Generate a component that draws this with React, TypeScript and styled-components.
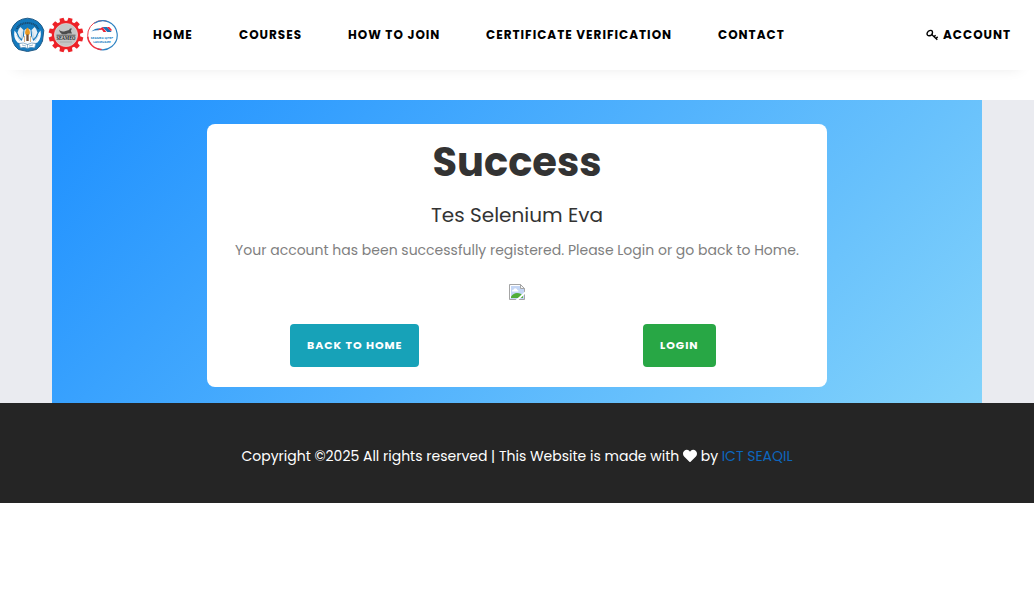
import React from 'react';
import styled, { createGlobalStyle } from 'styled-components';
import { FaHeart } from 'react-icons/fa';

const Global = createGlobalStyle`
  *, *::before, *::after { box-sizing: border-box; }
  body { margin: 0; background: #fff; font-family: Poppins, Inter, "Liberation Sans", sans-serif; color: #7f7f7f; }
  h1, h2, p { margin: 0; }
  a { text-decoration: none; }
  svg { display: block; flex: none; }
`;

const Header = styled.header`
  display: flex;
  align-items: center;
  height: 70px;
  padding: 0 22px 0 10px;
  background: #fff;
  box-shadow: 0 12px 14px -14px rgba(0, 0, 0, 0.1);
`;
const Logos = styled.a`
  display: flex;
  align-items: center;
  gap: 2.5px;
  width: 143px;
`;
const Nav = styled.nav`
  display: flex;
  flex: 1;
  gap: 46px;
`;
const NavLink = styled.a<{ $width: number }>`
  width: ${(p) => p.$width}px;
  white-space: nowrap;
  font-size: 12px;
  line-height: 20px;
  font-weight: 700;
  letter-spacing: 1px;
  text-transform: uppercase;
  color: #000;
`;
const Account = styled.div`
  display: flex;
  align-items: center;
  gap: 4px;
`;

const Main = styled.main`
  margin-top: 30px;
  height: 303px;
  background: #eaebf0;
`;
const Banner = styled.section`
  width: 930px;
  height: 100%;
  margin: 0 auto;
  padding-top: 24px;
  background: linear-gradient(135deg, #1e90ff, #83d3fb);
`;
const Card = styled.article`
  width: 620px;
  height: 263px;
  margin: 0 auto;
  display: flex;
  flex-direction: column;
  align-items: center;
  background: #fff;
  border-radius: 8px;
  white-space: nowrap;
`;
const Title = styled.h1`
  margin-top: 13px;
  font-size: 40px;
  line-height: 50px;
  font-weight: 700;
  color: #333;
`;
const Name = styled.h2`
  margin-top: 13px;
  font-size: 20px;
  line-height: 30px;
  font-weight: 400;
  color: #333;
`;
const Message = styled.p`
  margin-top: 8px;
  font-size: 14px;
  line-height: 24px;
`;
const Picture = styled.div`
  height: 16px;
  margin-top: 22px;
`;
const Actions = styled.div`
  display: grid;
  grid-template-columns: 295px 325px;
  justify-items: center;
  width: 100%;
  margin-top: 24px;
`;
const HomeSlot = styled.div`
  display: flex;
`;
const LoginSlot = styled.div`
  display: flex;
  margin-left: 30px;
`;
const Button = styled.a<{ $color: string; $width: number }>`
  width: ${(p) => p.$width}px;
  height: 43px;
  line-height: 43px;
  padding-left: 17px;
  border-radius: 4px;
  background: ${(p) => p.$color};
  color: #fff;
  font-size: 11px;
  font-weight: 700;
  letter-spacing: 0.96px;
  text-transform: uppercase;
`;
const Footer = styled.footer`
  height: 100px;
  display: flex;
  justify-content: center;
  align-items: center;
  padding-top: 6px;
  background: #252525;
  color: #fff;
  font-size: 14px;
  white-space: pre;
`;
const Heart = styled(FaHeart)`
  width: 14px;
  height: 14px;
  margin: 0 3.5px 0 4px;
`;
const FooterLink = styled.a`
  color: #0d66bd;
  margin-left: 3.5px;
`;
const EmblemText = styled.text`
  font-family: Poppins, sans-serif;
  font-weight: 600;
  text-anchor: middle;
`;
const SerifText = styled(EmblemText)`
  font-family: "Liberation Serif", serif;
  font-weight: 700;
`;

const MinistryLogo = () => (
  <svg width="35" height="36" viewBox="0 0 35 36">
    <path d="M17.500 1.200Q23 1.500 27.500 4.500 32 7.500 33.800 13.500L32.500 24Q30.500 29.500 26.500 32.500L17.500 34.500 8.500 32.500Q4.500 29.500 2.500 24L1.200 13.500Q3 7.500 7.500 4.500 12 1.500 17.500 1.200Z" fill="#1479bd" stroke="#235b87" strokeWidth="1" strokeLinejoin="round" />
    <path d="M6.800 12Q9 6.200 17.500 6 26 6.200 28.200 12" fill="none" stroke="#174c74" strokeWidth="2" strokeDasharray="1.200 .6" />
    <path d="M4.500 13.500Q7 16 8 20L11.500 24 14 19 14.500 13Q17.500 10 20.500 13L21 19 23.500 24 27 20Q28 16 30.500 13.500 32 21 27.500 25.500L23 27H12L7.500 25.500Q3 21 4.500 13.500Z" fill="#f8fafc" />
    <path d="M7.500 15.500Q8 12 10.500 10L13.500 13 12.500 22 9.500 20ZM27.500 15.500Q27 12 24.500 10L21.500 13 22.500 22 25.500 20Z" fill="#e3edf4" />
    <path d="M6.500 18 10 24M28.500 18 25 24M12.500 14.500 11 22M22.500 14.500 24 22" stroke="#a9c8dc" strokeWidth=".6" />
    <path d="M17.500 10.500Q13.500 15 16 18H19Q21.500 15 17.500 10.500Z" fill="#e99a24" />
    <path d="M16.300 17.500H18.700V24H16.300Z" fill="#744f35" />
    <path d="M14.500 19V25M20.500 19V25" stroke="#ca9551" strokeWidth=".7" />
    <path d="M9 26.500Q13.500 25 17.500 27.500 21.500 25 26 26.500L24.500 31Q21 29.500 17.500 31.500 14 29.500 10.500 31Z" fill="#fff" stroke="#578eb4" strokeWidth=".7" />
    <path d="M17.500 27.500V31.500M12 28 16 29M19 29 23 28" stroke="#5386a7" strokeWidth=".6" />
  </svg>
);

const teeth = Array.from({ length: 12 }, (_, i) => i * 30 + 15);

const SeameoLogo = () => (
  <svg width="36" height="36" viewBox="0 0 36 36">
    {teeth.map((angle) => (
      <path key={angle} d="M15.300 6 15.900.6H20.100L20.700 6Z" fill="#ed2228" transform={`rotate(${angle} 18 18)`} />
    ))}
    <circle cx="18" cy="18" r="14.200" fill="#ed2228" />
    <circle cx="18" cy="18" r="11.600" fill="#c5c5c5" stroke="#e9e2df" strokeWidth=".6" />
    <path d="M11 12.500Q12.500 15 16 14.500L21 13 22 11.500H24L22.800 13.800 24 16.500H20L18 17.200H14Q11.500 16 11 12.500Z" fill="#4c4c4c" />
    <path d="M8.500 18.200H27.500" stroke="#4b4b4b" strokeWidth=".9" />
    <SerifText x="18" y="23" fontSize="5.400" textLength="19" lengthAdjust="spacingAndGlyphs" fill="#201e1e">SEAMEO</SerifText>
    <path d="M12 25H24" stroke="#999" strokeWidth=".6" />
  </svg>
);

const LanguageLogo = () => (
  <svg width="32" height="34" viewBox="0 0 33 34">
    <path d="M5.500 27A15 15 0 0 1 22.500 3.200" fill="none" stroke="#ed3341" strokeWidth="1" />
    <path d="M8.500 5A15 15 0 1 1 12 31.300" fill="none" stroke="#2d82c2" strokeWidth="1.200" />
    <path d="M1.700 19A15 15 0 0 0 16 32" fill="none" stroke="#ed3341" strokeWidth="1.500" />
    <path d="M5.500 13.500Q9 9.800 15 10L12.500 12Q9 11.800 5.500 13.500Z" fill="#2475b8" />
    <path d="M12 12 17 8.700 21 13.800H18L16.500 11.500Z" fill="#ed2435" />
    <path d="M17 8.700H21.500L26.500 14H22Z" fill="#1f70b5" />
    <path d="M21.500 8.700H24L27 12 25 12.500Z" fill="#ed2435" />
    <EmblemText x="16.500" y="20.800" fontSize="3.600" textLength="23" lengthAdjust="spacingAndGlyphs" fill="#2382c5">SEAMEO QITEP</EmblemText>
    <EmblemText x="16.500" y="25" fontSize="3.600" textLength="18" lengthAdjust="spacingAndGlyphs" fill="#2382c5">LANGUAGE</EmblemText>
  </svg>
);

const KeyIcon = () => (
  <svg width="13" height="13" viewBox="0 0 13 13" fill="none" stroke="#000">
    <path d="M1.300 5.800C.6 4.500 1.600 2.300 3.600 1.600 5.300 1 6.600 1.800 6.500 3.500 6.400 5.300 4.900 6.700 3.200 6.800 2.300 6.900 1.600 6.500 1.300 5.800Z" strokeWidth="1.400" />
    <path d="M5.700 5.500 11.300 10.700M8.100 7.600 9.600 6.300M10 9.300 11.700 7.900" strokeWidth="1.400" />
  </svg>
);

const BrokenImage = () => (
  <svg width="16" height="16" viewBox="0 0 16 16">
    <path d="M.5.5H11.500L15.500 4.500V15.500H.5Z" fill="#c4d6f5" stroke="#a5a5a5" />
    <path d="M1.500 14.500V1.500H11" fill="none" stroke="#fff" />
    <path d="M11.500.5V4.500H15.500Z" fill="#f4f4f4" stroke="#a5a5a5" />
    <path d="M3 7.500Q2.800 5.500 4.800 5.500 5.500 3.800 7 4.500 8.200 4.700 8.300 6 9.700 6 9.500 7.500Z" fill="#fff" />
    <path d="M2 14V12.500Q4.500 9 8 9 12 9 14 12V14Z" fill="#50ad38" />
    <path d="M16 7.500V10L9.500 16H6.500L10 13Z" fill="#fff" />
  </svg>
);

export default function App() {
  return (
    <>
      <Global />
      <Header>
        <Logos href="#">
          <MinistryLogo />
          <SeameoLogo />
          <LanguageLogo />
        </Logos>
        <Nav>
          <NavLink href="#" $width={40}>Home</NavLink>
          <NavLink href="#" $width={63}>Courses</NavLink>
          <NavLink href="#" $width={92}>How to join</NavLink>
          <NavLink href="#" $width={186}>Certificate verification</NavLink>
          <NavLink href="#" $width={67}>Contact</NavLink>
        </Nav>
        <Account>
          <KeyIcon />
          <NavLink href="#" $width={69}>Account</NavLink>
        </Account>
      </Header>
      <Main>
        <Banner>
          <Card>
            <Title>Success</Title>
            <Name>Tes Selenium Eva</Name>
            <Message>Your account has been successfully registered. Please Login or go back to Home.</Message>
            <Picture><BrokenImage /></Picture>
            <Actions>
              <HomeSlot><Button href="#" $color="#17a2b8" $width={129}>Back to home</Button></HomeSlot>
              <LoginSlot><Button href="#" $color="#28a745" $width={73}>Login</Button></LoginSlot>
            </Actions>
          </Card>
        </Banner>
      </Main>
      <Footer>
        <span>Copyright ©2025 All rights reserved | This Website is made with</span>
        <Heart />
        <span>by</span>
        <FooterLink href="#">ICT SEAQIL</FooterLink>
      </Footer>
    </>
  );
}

* * *

WHAT TO WORK ON:
A line counts if it holds the word "with". Work out how many lines in the listing count, and give only that number.

FINAL RESULT:
2